High-temperature and high-salinity performance of chelating agents for oilfield scale inhibition with dynamic scale loop
摘要
Scale formation in oil and gas operations reduces production efficiency and increases costs, especially in high-salinity and high-temperature environments. Conventional inhibitors often fail in such harsh conditions. This study examines diethylenetriaminepentaacetic acid (DTPA) and glutamic acid diacetic acid (GLDA) as primary scale inhibitors under dynamic flow conditions. The experiments use a dynamic scale loop (DSL) that mimics reservoir conditions, with a commercial phosphonate scale inhibitor acting as a comparison benchmark. Experiments were performed at temperatures of 200 °F, 275 °F, and 338 °F, using high salinity water (TDS of 58,500 ppm) representing seawater and formation water (TDS of 274,740 ppm) at mixing ratios of 50:50 and 80:20, with injection rates of 1 and 10 cc/min, and inhibitor concentrations ranging from 0.1 to 1.0 wt%. Scale formation was strongly accelerated by increasing temperature, flow rate, and ion interaction in the 50:50 brine mixture. All inhibitors delayed scale formation relative to the uninhibited case; however, performance varied significantly with operating conditions. Inhibitor effectiveness was evaluated using a normalized improvement factor relative to prescale conditions. DTPA demonstrated strong performance at elevated temperatures, while GLDA showed more consistent performance at higher flow rates.
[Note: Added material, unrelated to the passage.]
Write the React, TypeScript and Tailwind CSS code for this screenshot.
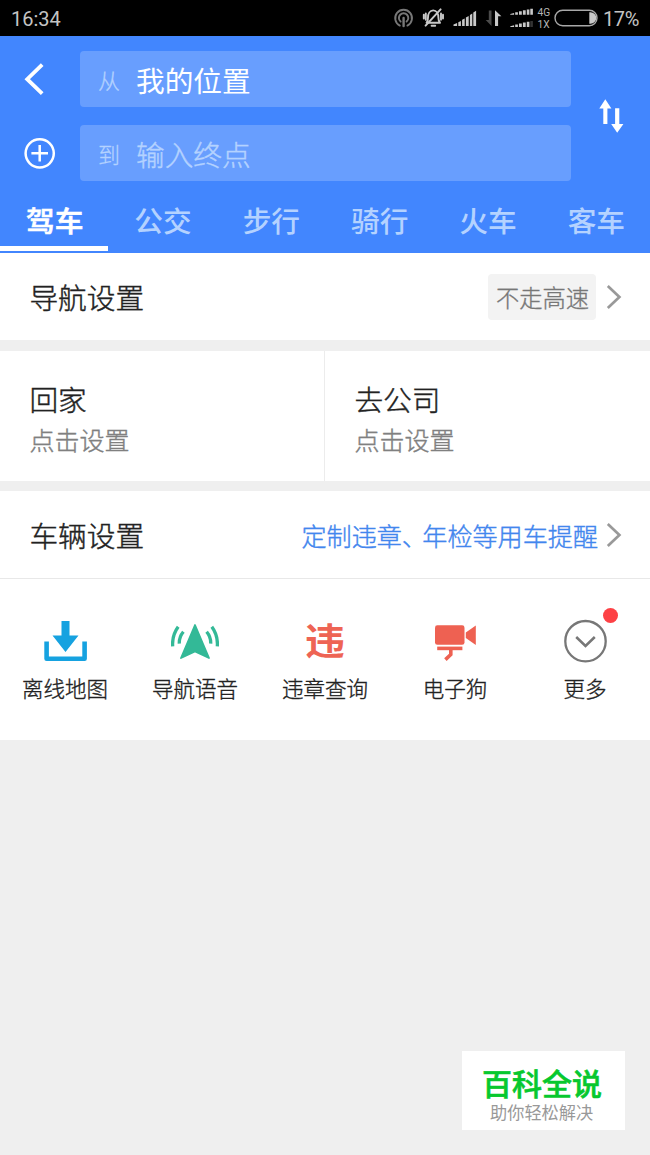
import type { ReactNode } from "react";

const TABS = ["驾车", "公交", "步行", "骑行", "火车", "客车"];

function StatusBar() {
  return (
    <div className="flex h-9 items-center bg-black pl-[11px] pr-[11px] font-['Roboto',sans-serif] text-[20px] text-[#c4c4c4]">
      <span className="mt-[1px] leading-none">16:34</span>
      <svg className="ml-auto" width="206" height="36" viewBox="392 0 206 36" fill="none">
        <g stroke="#777" strokeWidth="1.9" strokeLinecap="round">
          <path d="M399.8 25.6a8.4 8.4 0 1 1 7.6 0" />
          <path d="M400.6 21.6a4.7 4.7 0 1 1 6 0" />
          <path d="M403.6 18v8" strokeWidth="2.4" />
        </g>
        <g stroke="#c8c8c8" strokeWidth="1.9" strokeLinecap="round" strokeLinejoin="round">
          <path d="M426.6 22.8c1.4-1.3 1.4-3 1.4-5.2 0-4 2-7.2 5.2-7.2s5.2 3.2 5.2 7.2c0 2.2.2 3.9 1.6 5.2Z" />
          <path d="M431.6 25.8h3.6M425.8 13.4v6.4M423.8 14.8v3.8M441 13.4v6.4M443 14.8v3.8" />
          <path d="M425.6 25.6 440.6 9.4" strokeWidth="2" />
        </g>
        <g fill="#c8c8c8">
          <path d="M453.5 26v-1.6l3.6-1.3V26zM458.3 26v-3.8l2.6-1.2v5zM462.1 26v-6.2l2.6-1.2V26zM465.9 26v-8.6l2.8-1.4v10zM469.9 26V15l2.4-1.6V26zM473.3 26V12.5l2.8-1.7V26z" />
          <path d="M495 26V10.2l6.4 6.1h-3.3V26z" />
          <path d="M491.5 10.5V26l-5.8-6.1h3.1v-9.4z" fill="#4b4b4b" />
          <path d="M510.3 14.8v-.8l3.8-1v1.8zM515.2 14.8v-2.5h2.7v2.5zM519 14.8v-3.6h2.8v3.6zM522.9 14.8v-4.5h2.8v4.5zM526.8 14.8V9.6h2.6v5.2zM530.3 14.8V8.8h2.6v6z" />
          <path d="M510.3 27v-.8l3.8-1V27zM515.2 27v-2.5h2.7V27zM519 27v-3.6h2.8V27zM522.9 27v-4.5h2.8V27zM526.8 27v-5.2h2.6V27z" />
          <path d="M530.3 27v-6h2.6v6z" fill="#333" />
          <path d="M589.3 12.2h1.2a5.8 5.8 0 0 1 0 11.6h-1.2z" />
        </g>
        <rect x="555" y="10.3" width="42" height="15.4" rx="7.7" stroke="#a8a8a8" strokeWidth="1.4" />
        <text x="537.6" y="16.4" fill="#b4b4b4" fontSize="10.2">4G</text>
        <text x="537.6" y="28" fill="#b4b4b4" fontSize="10.2">1X</text>
      </svg>
      <span className="ml-[5px] mt-[1px] w-[36px] whitespace-nowrap leading-none tracking-[-0.4px]">17%</span>
    </div>
  );
}

function Field({ label, value, muted }: { label: string; value: string; muted?: boolean }) {
  return (
    <div className="flex h-14 items-center rounded-[4px] bg-[#689efe] pl-[18px]">
      <span className="w-[38px] text-[22px] font-light leading-none text-[#b4d2ff] [-webkit-text-stroke:0.3px]">
        {label}
      </span>
      <span
        className={
          muted
            ? "mt-[2px] text-[28.7px] font-light leading-none text-[#b4d2ff] [-webkit-text-stroke:0.4px]"
            : "mt-[2px] text-[28.7px] leading-none text-white"
        }
      >
        {value}
      </span>
    </div>
  );
}

function Header() {
  return (
    <header className="flex h-[217px] flex-col bg-[#4286fe]">
      <div className="flex pt-[15px]">
        <div className="flex w-[80px] shrink-0 flex-col gap-[18px]">
          <svg width="80" height="56" viewBox="0 0 80 56" fill="none" stroke="#fff" strokeWidth="3.8">
            <path d="M42.2 13.6 27.2 28.2 42.2 42.6" />
          </svg>
          <svg width="80" height="56" viewBox="0 0 80 56" fill="none" stroke="#fff" strokeWidth="2.5">
            <circle cx="39.7" cy="28.3" r="14.1" />
            <path d="M39.7 20v16.6M31.4 28.3H48" />
          </svg>
        </div>
        <div className="flex w-[491px] flex-col gap-[18px]">
          <Field label="从" value="我的位置" />
          <Field label="到" value="输入终点" muted />
        </div>
        <svg width="79" height="130" viewBox="571 51 79 130" fill="#fff">
          <path d="M605.3 99.2 611.4 108.4H607.4V124H603.3V108.4H599.3Z" />
          <path d="M617.2 132.8 611.2 124H615.1V108.2H619.3V124H623.4Z" />
        </svg>
      </div>
      <nav className="grid flex-1 grid-cols-6">
        {TABS.map((tab, i) => (
          <div key={tab} className="flex flex-col items-center">
            <span
              className={
                i === 0
                  ? "ml-px mt-[18px] h-[47px] text-[28.7px] font-medium leading-[42px] text-white [-webkit-text-stroke:0.6px]"
                  : "ml-px mt-[18px] h-[47px] text-[28.7px] font-medium leading-[42px] text-[#b4d2ff]"
              }
            >
              {tab}
            </span>
            {i === 0 && <span className="h-[5px] w-full bg-white" />}
          </div>
        ))}
      </nav>
    </header>
  );
}

function Chevron() {
  return (
    <svg width="16" height="26" viewBox="0 0 16 26" fill="none" stroke="#999" strokeWidth="2.7">
      <path d="M1.8 2 13.4 13 1.8 24" />
    </svg>
  );
}

function Place({ title }: { title: string }) {
  return (
    <div className="flex-1 pl-[29.4px] pt-[27px] font-light [-webkit-text-stroke:0.4px]">
      <div className="text-[28.7px] leading-[42px] text-[#222]">{title}</div>
      <div className="text-[25px] leading-[38px] text-[#808080]">点击设置</div>
    </div>
  );
}

function Tool({ label, children }: { label: string; children: ReactNode }) {
  return (
    <div className="flex flex-col items-center">
      <div className="relative mt-[38px] flex h-[48px] w-[48px] items-center justify-center">{children}</div>
      <span className="mt-[8px] text-[21.5px] font-light leading-[30px] text-[#222] [-webkit-text-stroke:0.35px]">
        {label}
      </span>
    </div>
  );
}

function Tools() {
  return (
    <div className="grid h-[161px] grid-cols-5 bg-white">
      <Tool label="离线地图">
        <svg width="48" height="48" viewBox="0 0 48 48">
          <path d="M20.5 4h8v14.5h9L24.5 35 11.5 18.5h9z" fill="#16a2e0" />
          <path d="M5.6 24.5v17.2h38V24.5" fill="none" stroke="#16a2e0" strokeWidth="4.6" strokeLinejoin="round" />
        </svg>
      </Tool>
      <Tool label="导航语音">
        <svg width="48" height="48" viewBox="0 0 48 48" fill="none" stroke="#33b997">
          <path d="M24 8 38 41 24 34.4 10 41Z" fill="#33b997" strokeWidth="1.8" strokeLinejoin="round" />
          <path d="M7.2 9.8Q.8 18.5 1.7 29.4M12.4 14.8Q8 20 8.3 26.6" strokeWidth="3.3" />
          <path d="M40.8 9.8Q47.2 18.5 46.3 29.4M35.6 14.8Q40 20 39.7 26.6" strokeWidth="3.3" />
        </svg>
      </Tool>
      <Tool label="违章查询">
        <span className="-mt-[5px] block scale-y-[0.93] text-[40px] font-bold leading-none text-[#ee6454]">违</span>
      </Tool>
      <Tool label="电子狗">
        <svg width="48" height="48" viewBox="0 0 48 48" fill="#ee6152">
          <rect x="4" y="8.3" width="29.5" height="19.5" rx="2.4" />
          <path d="M34.8 15.5 44.8 8.5V28L34.8 21Z" />
          <rect x="6.2" y="29.6" width="25.2" height="3.6" />
          <path d="M19.8 32v5.5L14.4 42.6" fill="none" stroke="#ee6152" strokeWidth="3.6" />
        </svg>
      </Tool>
      <Tool label="更多">
        <svg width="48" height="48" viewBox="0 0 48 48" fill="none" stroke="#777" strokeWidth="2.3">
          <circle cx="24.5" cy="24.2" r="20.2" />
          <path d="M15.2 20 24.5 29 33.8 20" strokeWidth="2.5" />
        </svg>
        <span className="absolute left-[42px] top-[-9px] h-[15px] w-[15px] rounded-full bg-[#fd4145]" />
      </Tool>
    </div>
  );
}

export default function App() {
  return (
    <div className="relative flex h-[1155px] w-[650px] flex-col overflow-hidden bg-[#efefef] font-['Noto_Sans_CJK_SC',sans-serif]">
      <StatusBar />
      <Header />
      <section className="flex h-[87px] items-center bg-white pl-[29.4px] pr-[28px]">
        <span className="text-[28.7px] font-light leading-[42px] text-[#222] [-webkit-text-stroke:0.4px]">导航设置</span>
        <span className="ml-auto mr-[10px] flex h-[46px] w-[108px] items-center justify-center rounded-[4px] bg-[#f3f3f3] pl-px pt-[2px] text-[23.3px] font-light leading-none text-[#777] [-webkit-text-stroke:0.35px]">
          不走高速
        </span>
        <Chevron />
      </section>
      <section className="mt-[11px] flex h-[130px] bg-white">
        <div className="flex w-[325px] border-r border-[#ececec]">
          <Place title="回家" />
        </div>
        <Place title="去公司" />
      </section>
      <section className="mt-[10px] flex h-[88px] items-center border-b border-[#e8e8e8] bg-white pl-[29.4px] pr-[28px]">
        <span className="text-[28.7px] font-light leading-[42px] text-[#222] [-webkit-text-stroke:0.4px]">车辆设置</span>
        <span className="ml-auto mr-[8px] text-[25.1px] font-light leading-[40px] text-[#4286ee] [-webkit-text-stroke:0.4px]">
          定制违章<span className="tracking-[-4.6px]">、</span>年检等用车提醒
        </span>
        <Chevron />
      </section>
      <Tools />
      <aside className="absolute left-[462px] top-[1051px] flex h-[79px] w-[163px] flex-col bg-white pl-[20px]">
        <span className="mt-[15px] text-[30px] font-medium leading-[32px] text-[#07c82e] [-webkit-text-stroke:0.6px]">
          百科全说
        </span>
        <span className="ml-[8px] mt-[4px] text-[17.2px] leading-[20px] text-[#999]">助你轻松解决</span>
      </aside>
    </div>
  );
}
The phosphonate inhibitor performed well under moderate conditions but showed reduced effectiveness under more severe HTHS conditions. Notably, GLDA at 338 °F, with a 50:50 brine mixture and a flow rate of 10 cc/min, delayed scale formation by 11-fold, the most significant improvement observed. These findings demonstrate that inhibitor performance is governed by both thermodynamic stability and kinetic effects and highlight the importance of condition-specific inhibitor selection. Overall, this study provides a systematic framework for evaluating scale inhibitors under realistic dynamic HTHS conditions and demonstrates the potential of chelating agents as effective alternatives for challenging environments.